Serverless development is still a new concept among mainstream software developers, many of whom are still wrapping their heads around containers. But there is a ton of interest in the technology among the biggest players in cloud computing, and Stackery is getting its management console ready for a surge in serverless development.
Stackery, based in Portland, is ready to release the 1.0 version of its Serverless Operations Console, which will run atop Amazon Web Services accounts and help developers deploy and monitor serverless applications that use AWS Lambda. The console is designed to provide a overarching view of event-driven applications, which can grow quite complex as developers start to realize how much they can do with lightweight serverless development techniques.
Severless, a name that somehow manages to be both apt and misleading, is an emerging technology that lets developers design their applications around events, which trigger certain functions depending on how they are configured without requiring the developer to deal with the underlying hardware. It has a lot of promise for apps that encounter unexpected spikes in demand and for cloud computing budgets, since it can only require seconds of computing time compared to minutes or hours needed to run other jobs.
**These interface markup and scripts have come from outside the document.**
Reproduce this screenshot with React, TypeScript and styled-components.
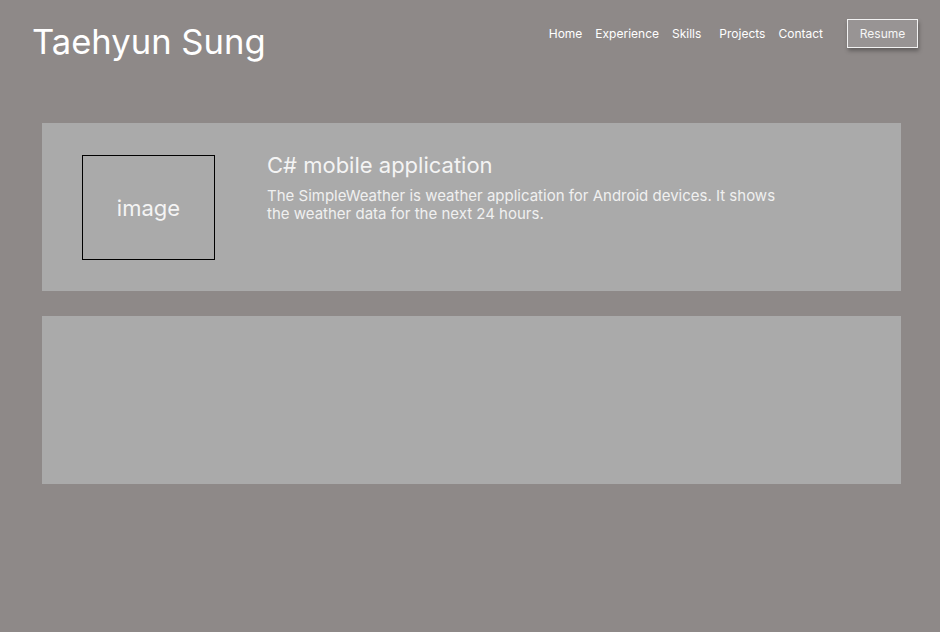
import React from "react";
import styled, { createGlobalStyle } from "styled-components";

const Global = createGlobalStyle`
  html, body { margin: 0; padding: 0; background: #8e8988; }
  body { font-family: Inter, "Noto Sans", sans-serif; }
  * { box-sizing: border-box; }
`;

const Page = styled.div`
  min-height: 632px;
  background: #8e8988;
  display: flex;
  flex-direction: column;
`;

const Header = styled.header`
  display: flex;
  align-items: flex-start;
  justify-content: space-between;
  padding: 19px 22px 0 32px;
  height: 123px;
`;

const Name = styled.h1`
  margin: 0;
  font-size: 34.6px;
  font-weight: 400;
  line-height: 44px;
  color: #ffffff;
`;

const Nav = styled.nav`
  display: flex;
  align-items: center;
  height: 29px;
`;

const NavLink = styled.a<{ $extra?: number }>`
  font-size: 12px;
  color: #ffffff;
  text-decoration: none;
  margin-right: ${(p) => 13 + (p.$extra ?? 0)}px;
`;

const ResumeButton = styled.button`
  margin-left: 11px;
  width: 71px;
  height: 29px;
  border: 1px solid #f2f2f2;
  background: #989494;
  color: #f6f6f6;
  font-family: Inter, sans-serif;
  font-size: 12px;
  padding: 0;
  box-shadow: 1px 3px 4px rgba(0, 0, 0, 0.3);
`;

const Cards = styled.main`
  display: flex;
  flex-direction: column;
  gap: 25px;
  padding: 0 39px 0 42px;
`;

const Card = styled.section`
  height: 168px;
  background: #aaaaaa;
  display: flex;
  align-items: flex-start;
  padding: 32px 40px;
  gap: 52px;
`;

const ImageBox = styled.div`
  width: 133px;
  height: 105px;
  border: 1px solid #000;
  display: flex;
  align-items: center;
  justify-content: center;
  color: #f4f4f4;
  font-size: 22px;
  flex-shrink: 0;
`;

const Info = styled.div`
  display: flex;
  flex-direction: column;
  gap: 12px;
  max-width: 530px;
`;

const Title = styled.h2`
  margin: 0;
  font-size: 22px;
  font-weight: 400;
  line-height: 20px;
  color: #f4f4f4;
`;

const Desc = styled.p`
  margin: 0;
  font-size: 15px;
  line-height: 18px;
  color: #f0f0f0;
`;

export default function App() {
  return (
    <Page>
      <Global />
      <Header>
        <Name>Taehyun Sung</Name>
        <Nav>
          <NavLink href="#">Home</NavLink>
          <NavLink href="#">Experience</NavLink>
          <NavLink href="#" $extra={5}>Skills</NavLink>
          <NavLink href="#">Projects</NavLink>
          <NavLink href="#">Contact</NavLink>
          <ResumeButton>Resume</ResumeButton>
        </Nav>
      </Header>
      <Cards>
        <Card>
          <ImageBox>image</ImageBox>
          <Info>
            <Title>C# mobile application</Title>
            <Desc>
              The SimpleWeather is weather application for Android devices. It shows the weather data for the next 24 hours.
            </Desc>
          </Info>
        </Card>
        <Card />
      </Cards>
    </Page>
  );
}
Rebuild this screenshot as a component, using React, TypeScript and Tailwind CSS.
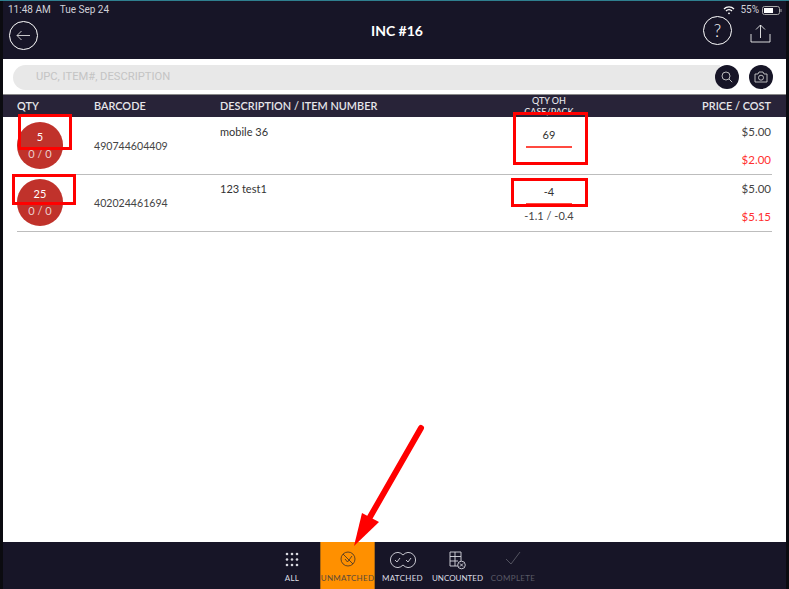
import React from "react";

const font = { fontFamily: "Lato, sans-serif" };

function Row({ qty, bar, desc, oh, sub, cost }: { qty: string; bar: string; desc: string; oh: string; sub?: string; cost: string }) {
  return (
    <div className="mx-[14px] h-[57px] border-b border-[#bdbdbd] flex relative">
      <div className="w-[77px] shrink-0 pt-[4px]">
        <div className="w-[46px] h-[47px] rounded-full bg-[#c0322b] text-white text-[11px] flex flex-col items-center justify-center leading-[17px] pb-[2px]">
          <span>{qty}</span>
          <span className="text-[#ecd0ce]">0 / 0</span>
        </div>
      </div>
      <div className="w-[126px] shrink-0 pt-[20px] text-[10.6px] leading-[16px] text-[#444]">{bar}</div>
      <div className="w-[299px] shrink-0 pt-[6px] text-[11px] leading-[16px] text-[#333]">{desc}</div>
      <div className="w-[60px] flex flex-col items-center shrink-0 pt-[9px]">
        <div className="w-[46px] text-center text-[11px] leading-[16px] text-[#333] border-b-2 border-[#ff4a40] pb-[3px]">{oh}</div>
        {sub && <div className="text-[11px] leading-[14px] mt-[4px] text-[#444] whitespace-nowrap">{sub}</div>}
      </div>
      <div className="absolute right-[1px] top-[6px] text-right text-[11.5px] text-[#444] leading-[16px]">
        <div>$5.00</div>
        <div className="mt-[12px] text-[#ff3030]">{cost}</div>
      </div>
    </div>
  );
}

export default function App() {
  return (
    <div style={font} className="w-[789px] h-[589px] bg-[#0b0b10] relative overflow-hidden px-[3px] border-t border-[#2f7f8f]">
      <div className="h-full bg-white flex flex-col">
        <div className="h-[58px] bg-[#171527] shrink-0 relative text-white">
          <div className="absolute left-[5px] top-[3px] flex gap-[9px] text-[10px] leading-[12px] text-[#d0d0d8] whitespace-pre" style={{ fontFamily: "Roboto, sans-serif" }}>
            <span>11:48 AM</span>
            <span>Tue Sep 24</span>
          </div>
          <div className="absolute right-[4px] top-[3px] flex items-center gap-[3px] text-[10px] leading-[12px] text-[#d0d0d8]" style={{ fontFamily: "Roboto, sans-serif" }}>
            <svg className="mr-[2px]" width="12" height="9" viewBox="0 0 12 9" fill="none" stroke="#fff" strokeWidth="1.3"><path d="M1 3a7 7 0 0 1 10 0M3 5a4 4 0 0 1 6 0" /><circle cx="6" cy="7.3" r="0.9" fill="#fff" stroke="none" /></svg>
            <span>55%</span>
            <svg width="20" height="9" viewBox="0 0 20 9" fill="none"><rect x="0.5" y="0.5" width="17" height="8" rx="2" stroke="#aaa" /><rect x="2" y="2" width="9" height="5" fill="#fff" /><rect x="18.5" y="3" width="1" height="3" fill="#aaa" /></svg>
          </div>
          <div className="absolute left-[6px] top-[20px] w-[29px] h-[29px] rounded-full border border-white flex items-center justify-center">
            <svg width="15" height="11" viewBox="0 0 15 11" fill="none" stroke="#ddd" strokeWidth="0.9"><path d="M14 5.5H1M5.5 1 1 5.5 5.5 10" /></svg>
          </div>
          <div className="absolute left-[5px] right-0 top-[21px] text-center text-[14px] font-bold leading-[17px]">INC #16</div>
          <div className="absolute right-[54px] top-[15px] w-[29px] h-[29px] rounded-full border border-white flex items-center justify-center text-[17px] font-light">?</div>
          <div className="absolute right-[15px] top-[23px]">
            <svg width="21" height="19" viewBox="0 0 21 19" fill="none" stroke="#eee" strokeWidth="0.9"><path d="M10.5 14V1M6 5.5 10.5 1 15 5.5M1 10v8h19v-8" /></svg>
          </div>
        </div>
        <div className="h-[35px] shrink-0 flex items-center pl-[10px] pr-[13px] pt-[1px]">
          <div className="flex-1 h-[25px] rounded-l-full bg-[#e8e8e8] flex items-center pl-[23px] text-[11.2px] text-[#c4c4c4]" style={{ fontFamily: "Roboto, sans-serif" }}>UPC, ITEM#, DESCRIPTION</div>
          <div className="flex items-center gap-[10px] -ml-[5px]">
            <div className="w-[24px] h-[24px] rounded-full bg-[#171527] flex items-center justify-center">
              <svg width="12" height="12" viewBox="0 0 12 12" fill="none" stroke="#ccc" strokeWidth="0.9"><circle cx="5" cy="5" r="4" /><path d="m8 8 3.2 3.2" /></svg>
            </div>
            <div className="w-[24px] h-[24px] rounded-full bg-[#171527] flex items-center justify-center">
              <svg width="14" height="12" viewBox="0 0 14 12" fill="none" stroke="#ccc" strokeWidth="0.9"><path d="M1 3h3l1-2h4l1 2h3v8H1z" /><circle cx="7" cy="6.7" r="2.5" /></svg>
            </div>
          </div>
        </div>
        <div className="h-[23px] shrink-0 bg-[#282338] border-t border-[#888] flex items-center text-[#e6e6ea] text-[10.9px] font-semibold relative pl-[14px]">
          <span className="w-[77px]">QTY</span>
          <span className="w-[126px]">BARCODE</span>
          <span>DESCRIPTION / ITEM NUMBER</span>
          <div className="absolute left-[499px] w-[94px] top-[0px] h-[22px] overflow-hidden text-center text-[9px] leading-[11px] font-medium">
            <div>QTY OH</div>
            <div>CASE/PACK</div>
          </div>
          <span className="absolute right-[15px]">PRICE / COST</span>
        </div>
        <div className="pt-[1px] shrink-0">
          <Row qty="5" bar="490744604409" desc="mobile 36" oh="69" cost="$2.00" />
          <Row qty="25" bar="402024461694" desc="123 test1" oh="-4" sub="-1.1 / -0.4" cost="$5.15" />
        </div>
        <div className="flex-1" />
        <div className="h-[47px] shrink-0 bg-[#171527] flex pl-[261px] text-[8px] tracking-[0.3px] text-[#dcdce4]">
          <div className="w-[56px] flex flex-col items-center pt-[10px]">
            <svg width="14" height="15" viewBox="0 0 14 15" fill="#d8d8e0"><circle cx="2" cy="2" r="1.3"/><circle cx="7" cy="2" r="1.3"/><circle cx="12" cy="2" r="1.3"/><circle cx="2" cy="7.5" r="1.3"/><circle cx="7" cy="7.5" r="1.3"/><circle cx="12" cy="7.5" r="1.3"/><circle cx="2" cy="13" r="1.3"/><circle cx="7" cy="13" r="1.3"/><circle cx="12" cy="13" r="1.3"/></svg>
            <span className="mt-[5px]">ALL</span>
          </div>
          <div className="w-[55px] bg-[#ff9000] border-x border-[#b06a10] flex flex-col items-center pt-[9px] text-[#5a4a3a]">
            <svg width="16" height="16" viewBox="0 0 16 16" fill="none" stroke="#3a2f2a" strokeWidth="0.8"><circle cx="8" cy="8" r="7" /><path d="M3 3l10 10M5 8l2.5 3L12 5" /></svg>
            <span className="mt-[5px] whitespace-nowrap">UNMATCHED</span>
          </div>
          <div className="w-[55px] flex flex-col items-center pt-[9px]">
            <svg width="26" height="18" viewBox="0 0 26 18" fill="none" stroke="#d8d8e0" strokeWidth="0.9"><path d="M13 4a8 8 0 0 1 5-2.6 7.6 7.6 0 0 1 0 15.200A8 8 0 0 1 13 14a8 8 0 0 1-5 2.600A7.600 7.600 0 0 1 8 1.400 8 8 0 0 1 13 4z" /><path d="m5 9 2 2 3-4M16 9l2 2 3-4" /></svg>
            <span className="mt-[3px]">MATCHED</span>
          </div>
          <div className="w-[55px] flex flex-col items-center pt-[9px]">
            <svg width="17" height="19" viewBox="0 0 17 19" fill="none" stroke="#d8d8e0" strokeWidth="0.9"><path d="M9 15H1V1h11v9M1 5.500h11M1 10h8M6 1v14" /><circle cx="12.500" cy="14" r="3.800" fill="#171527" /><path d="m11 12.500 3 3m0-3-3 3" /></svg>
            <span className="mt-[2px] tracking-normal">UNCOUNTED</span>
          </div>
          <div className="w-[56px] flex flex-col items-center pt-[9px] text-[#5a5a66]">
            <svg width="16" height="14" viewBox="0 0 16 14" fill="none" stroke="#5a5a66" strokeWidth="0.9"><path d="m1 8 5 5L15 1" /></svg>
            <span className="mt-[7px]">COMPLETE</span>
          </div>
        </div>
      </div>
      <div className="absolute left-[18px] top-[113px] w-[54px] h-[36px] border-[3px] border-[#f00]" />
      <div className="absolute left-[12px] top-[173px] w-[64px] h-[31px] border-[3px] border-[#f00]" />
      <div className="absolute left-[513px] top-[111px] w-[75px] h-[53px] border-[3px] border-[#f00]" />
      <div className="absolute left-[511px] top-[177px] w-[77px] h-[29px] border-[3px] border-[#f00]" />
      <svg className="absolute left-[345px] top-[419px]" width="85" height="130" viewBox="0 0 85 130" fill="none">
        <path d="M76 8 25 97" stroke="#f00" strokeWidth="6" strokeLinecap="round" />
        <path d="M9 126 17 93 34 102z" fill="#f00" />
      </svg>
    </div>
  );
}
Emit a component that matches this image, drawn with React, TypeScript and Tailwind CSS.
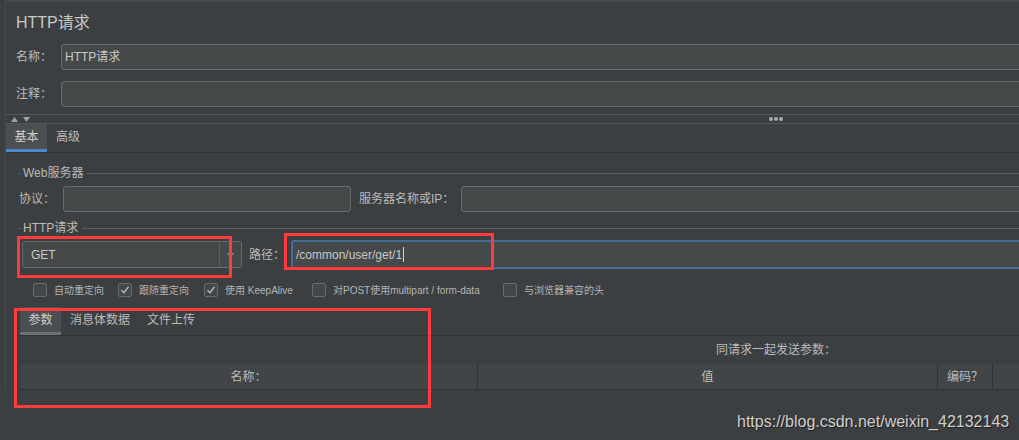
import React from "react";

const CHECKS = [
  { label: "自动重定向", checked: false, w: "w-[85px]" },
  { label: "跟随重定向", checked: true, w: "w-[86px]" },
  { label: "使用 KeepAlive", checked: true, w: "w-[108px]" },
  { label: "对POST使用multipart / form-data", checked: false, w: "w-[191px]" },
  { label: "与浏览器兼容的头", checked: false, w: "w-[120px]" },
];

function CheckBox({ checked }: { checked: boolean }) {
  return (
    <span className="flex h-[14px] w-[14px] shrink-0 items-center justify-center rounded-[2px] border border-[#6b6b6b] bg-[#43474a]">
      {checked && (
        <svg width="10" height="10" viewBox="0 0 10 10" fill="none">
          <path d="M1.5 5.2 L4 7.8 L8.6 1.8" stroke="#b8b8b8" strokeWidth="1.4" />
        </svg>
      )}
    </span>
  );
}

function GroupTitle({ title }: { title: string }) {
  return (
    <div className="flex h-[20px] items-center">
      <div className="h-px w-[3px] bg-[#5b5e60]" />
      <span className="ml-[2px] mr-[4px] text-[12px] text-[#bbbbbb]">{title}</span>
      <div className="h-px flex-1 bg-[#5b5e60]" />
    </div>
  );
}

export default function App() {
  return (
    <div className="relative h-[440px] w-[1019px] overflow-hidden bg-[#3c3f41] font-['Liberation_Sans','Noto_Sans_CJK_SC',sans-serif] text-[#bbbbbb]">
      <div className="ml-[5px] w-[1100px] shrink-0 border-l border-t-2 border-[#46494b]">
        {/* header */}
        <div className="flex h-[42px] items-center pl-[10px] text-[16px] text-[#c8c8c8]">HTTP请求</div>
        <div className="flex h-[26px] items-center">
          <span className="w-[55px] pl-[10px] text-[12px]">名称：</span>
          <div className="flex h-[26px] flex-1 items-center rounded-[3px] border border-[#686a6c] bg-[#45494a] pl-[3px] text-[12px] text-[#c8c8c8]">
            HTTP请求
          </div>
        </div>
        <div className="mt-[11px] flex h-[26px] items-center">
          <span className="w-[55px] pl-[10px] text-[12px]">注释：</span>
          <div className="h-[26px] flex-1 rounded-[3px] border border-[#686a6c] bg-[#45494a]" />
        </div>

        {/* split bar */}
        <div className="mt-[7px] flex h-[10px] items-center border-y border-[#55585a]">
          <div className="ml-[5px] flex gap-[5px]">
            <svg width="7" height="5" viewBox="0 0 7 5">
              <path d="M0 5 L3.5 0 L7 5 Z" fill="#a0a0a0" />
            </svg>
            <svg width="7" height="5" viewBox="0 0 7 5">
              <path d="M0 0 L7 0 L3.5 5 Z" fill="#a0a0a0" />
            </svg>
          </div>
          <div className="ml-[739px] flex gap-[1px]">
            <span className="h-[4px] w-[4px] rounded-full bg-[#a8a8a8]" />
            <span className="h-[4px] w-[4px] rounded-full bg-[#a8a8a8]" />
            <span className="h-[4px] w-[4px] rounded-full bg-[#a8a8a8]" />
          </div>
        </div>

        {/* tabs */}
        <div className="flex h-[29px] border-b border-[#313335] text-[12px]">
          <div className="flex w-[41px] flex-col bg-[#4b4f52]">
            <span className="flex flex-1 items-center justify-center text-[#cfcfcf]">基本</span>
            <div className="h-[3px] bg-[#4a88c7]" />
          </div>
          <span className="ml-[9px] flex items-center pb-[3px]">高级</span>
        </div>

        {/* content */}
        <div className="pl-[12px]">
          <div className="mt-[10px]">
            <GroupTitle title="Web服务器" />
          </div>
          <div className="mt-[3px] flex h-[26px] items-center text-[12px]">
            <span className="ml-[1px] w-[44px]">协议：</span>
            <div className="h-[26px] w-[288px] rounded-[3px] border border-[#686a6c] bg-[#45494a]" />
            <span className="ml-[8px] w-[102px]">服务器名称或IP：</span>
            <div className="h-[26px] flex-1 rounded-[3px] border border-[#686a6c] bg-[#45494a]" />
          </div>

          <div className="mt-[6px]">
            <GroupTitle title="HTTP请求" />
          </div>
          <div className="mt-[2px] flex h-[29px] items-center text-[12px]">
            <div className="ml-[4px] flex h-[27px] w-[220px] rounded-[3px] border border-[#686a6c] bg-[#45494a]">
              <span className="flex flex-1 items-center border-r border-[#5b5e60] pl-[8px] text-[#c8c8c8]">GET</span>
              <span className="flex w-[21px] items-center justify-center">
                <svg width="7" height="4" viewBox="0 0 7 4">
                  <path d="M0 0 L7 0 L3.5 4 Z" fill="#9a9a9a" />
                </svg>
              </span>
            </div>
            <span className="ml-[7px] w-[42px]">路径：</span>
            <div className="flex h-[29px] flex-1 items-center rounded-[3px] border-2 border-[#466d98] bg-[#45494a] pl-[3px] text-[#c8c8c8]">
              /common/user/get/1
              <span className="ml-[1px] h-[15px] w-px bg-[#d0d0d0]" />
            </div>
          </div>

          <div className="mt-[13px] flex h-[16px] items-center pl-[15px] text-[10px]">
            {CHECKS.map((c) => (
              <div key={c.label} className={`flex items-center ${c.w}`}>
                <CheckBox checked={c.checked} />
                <span className="ml-[7px] whitespace-nowrap text-[#b4b4b4]">{c.label}</span>
              </div>
            ))}
          </div>

          {/* params tabs */}
          <div className="ml-[2px] mt-[9px] flex h-[29px] border-b border-[#2f3133] text-[12px]">
            <div className="flex w-[41px] flex-col bg-[#4b4f52]">
              <span className="flex flex-1 items-center justify-center text-[#cfcfcf]">参数</span>
              <div className="h-[3px] bg-[#6d7174]" />
            </div>
            <span className="ml-[9px] flex items-center pb-[3px]">消息体数据</span>
            <span className="ml-[17px] flex items-center pb-[3px]">文件上传</span>
          </div>

          <div className="ml-[2px] flex h-[28px] items-center pl-[696px] text-[12px]">同请求一起发送参数：</div>

          <div className="ml-[2px] flex h-[26px] border-b border-[#2f3133] bg-[#414548] text-[12px]">
            <span className="flex w-[458px] items-center justify-center border-r border-[#2f3133]">名称：</span>
            <span className="flex w-[460px] items-center justify-center border-r border-[#2f3133]">值</span>
            <span className="flex w-[55px] items-center justify-center border-r border-[#2f3133]">编码？</span>
            <span className="flex-1" />
          </div>
        </div>
      </div>

      {/* annotations */}
      <div className="absolute left-[17px] top-[236px] h-[42px] w-[215px] border-[3px] border-[#ff3b3b]" />
      <div className="absolute left-[284px] top-[233px] h-[37px] w-[210px] border-[3px] border-[#ff3b3b]" />
      <div className="absolute left-[14px] top-[308px] h-[100px] w-[417px] border-[3px] border-[#ff3b3b]" />

      <div className="absolute left-[737px] top-[410px] text-[16px] text-[#cfcfcf] [text-shadow:1px_1px_1px_#1e1e1e]">
        https://blog.csdn.net/weixin_42132143
      </div>
    </div>
  );
}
“We’re seeing broad serverless adoption in segments that you wouldn’t traditionally connect with the cutting-edge engineering trends,” said Nate Taggart, co-founder and CEO of Stackery. That includes engineering backwaters like the media and logistics industries, which tended to be more conservative about modernizing their tech approaches over the last ten years but know they need to upgrade: “if the last time you looked at architecture planning was eight years ago, you’re due for a refresh,” he said.
Stackery’s console lets AWS users log into a dashboard that helps them create, deploy, and monitor serverless applications. The company is in talks with Microsoft Azure — which has been fairly aggressive in embracing serverless technology after Amazon first released Lambda in 2014 — and is also talking with companies who are running private clouds about using the technology, Taggart said.
Right now, companies that are embracing serverless technology have been forced to either build their own monitoring tools or try and shoehorn existing tools into serverless roles, Taggart said. Voyager Capital led a $1.75 million funding round betting on Stackery’s technology earlier this year, and Taggart said the company plans to expand from its current headcount of five engineers to eight by the end of the year.
Taggart and co-founder Chase Douglas were early employees at New Relic, which operates a sizable engineering center in downtown Portland. They recently convinced Sam Goldstein, a New Relic veteran who was leading that company’s internal infrastructure team, to join the company as director of engineering.